Adam's First Wife Lillith Painted by Michæl Angelo on the ceiling of the Sistine Chapel
Lilith, (Adams first wife) pictured in The Garden of Eden with Adam and Eve.
Had there been an order of female rabbis the story of Lilith might have borne obvious modifications, and she might have appeared as a heroine anxious to rescue her sex from slavery to man. As it is the immemorial prerogative of man to lay all blame upon woman, that being part of the hereditary following of Adam, it is not wonderful that Lilith was in due time made responsible for the temptation of Eve. She was supposed to have beguiled the Serpent on guard at the gate of Eden to lend her his form for a time, after which theory the curse on the serpent might mean the binding of Lilith forever in that form.

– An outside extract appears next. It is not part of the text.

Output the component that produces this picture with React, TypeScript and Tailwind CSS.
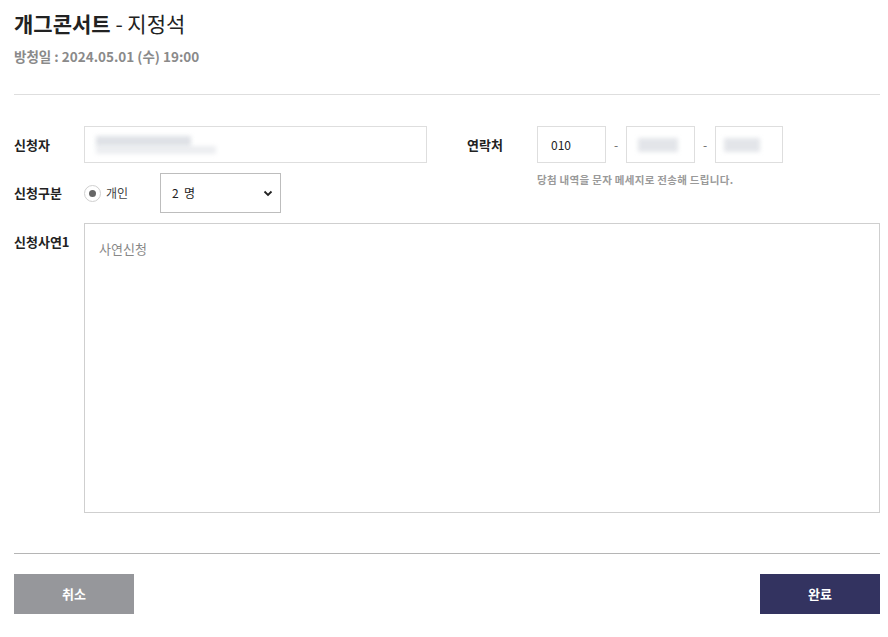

This would appear to have originated the notion mentioned in Comestor (Hist. Schol., 12th cent.), that while the serpent was yet erect it had a virgin’s head. The accompanying example is from a very early missal in the possession of Sir Joseph Hooker, of which I could not discover the date or history, but the theory]is traceable in the eighth century. In this picture we have an early example of those which have since become familiar in old Bibles. Pietro d’Orvieto painted this serpent-woman in his finest fresco, at Pisa. Perhaps in no other picture has the genius of Michæl Angelo has been more felicitous than in that on the ceiling of the Sistine Chapel, in which Lilith is portrayed. In this picture the marvelous beauty of his first wife appears to have awakened the enthusiasm of Adam; and, indeed, it is quite in harmony with the earlier myth that Lilith should be of greater beauty than Eve.